The fact that most lawyers do the same thing is not important. If you say it and they don’t, or you say it FIRST, you can effectively "own" that benefit and preempt other lawyers in your market from using it. It can become your "Unique Selling Proposition" (USP), the competitive advantage that sets you apart from other lawyers in the minds of clients and prospects.

In marketing, perception is everything. If you appear to offer a unique advantage, people will see a benefit to hiring you instead of your competition.

Your USP can be about any meaningful benefit you offer. What do you do faster, better, or more thoroughly? What do you do that you know clients like?

A great way to find a powerful USP is to learn what your clients DON’T like about lawyers in your field, and promise them the opposite. If clients consistently complain that lawyers who do what you do take to long to do it, for example, your promise to do it quickly would likely be seen as valuable and desirable to those who can hire you.

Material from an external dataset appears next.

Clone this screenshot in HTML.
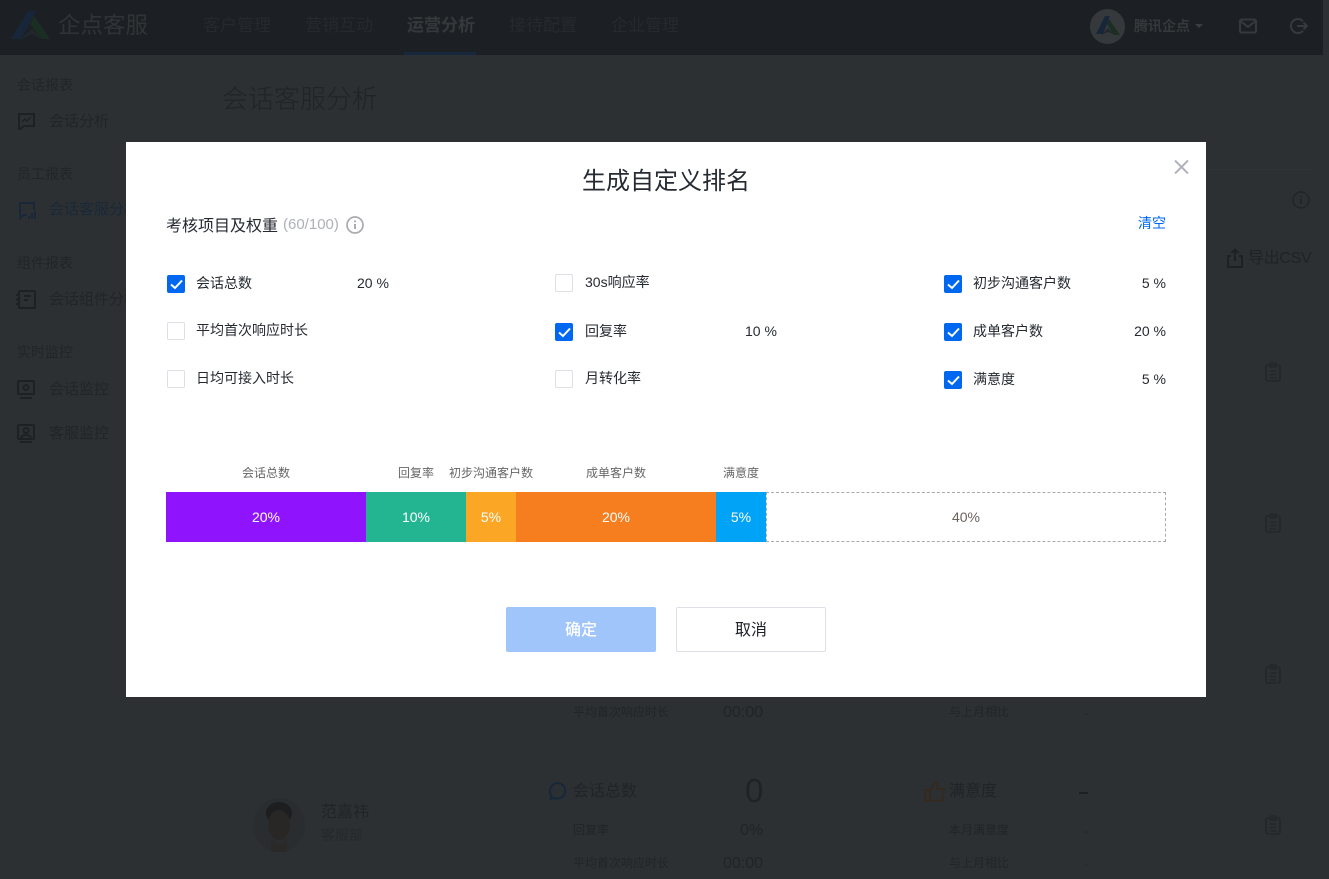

The number one complaint received by state bar associations is lack of communication by their lawyer. Many lawyers have difficulty, it seems, keeping their clients informed about the progress of their legal matter. Even worse, many complaints involve lawyers who don’t return phone calls. Something this common, and this easy to fix, would seem to be a great USP for lawyers in many practice areas.

If you’re bad at keeping clients informed (or returning calls), resolve to get better. In fact, I’d suggest a goal to become not just better but the best. Make a promise to yourself to return calls within 24 hours, for example. Raise the bar. It’s so easy to do and it will have a profound impact on your practice. Fewer unhappy clients, more repeat clients and referrals.

Then, proclaim it to your clients and everyone else. Let them know of your commitment. Make it your unique selling proposition.

If you’re already good at keeping clients informed and returning calls, the odds are you don’t tell people this, or you don’t tell them enough. Consider doing so before some other attorney decides to make it her unique selling proposition.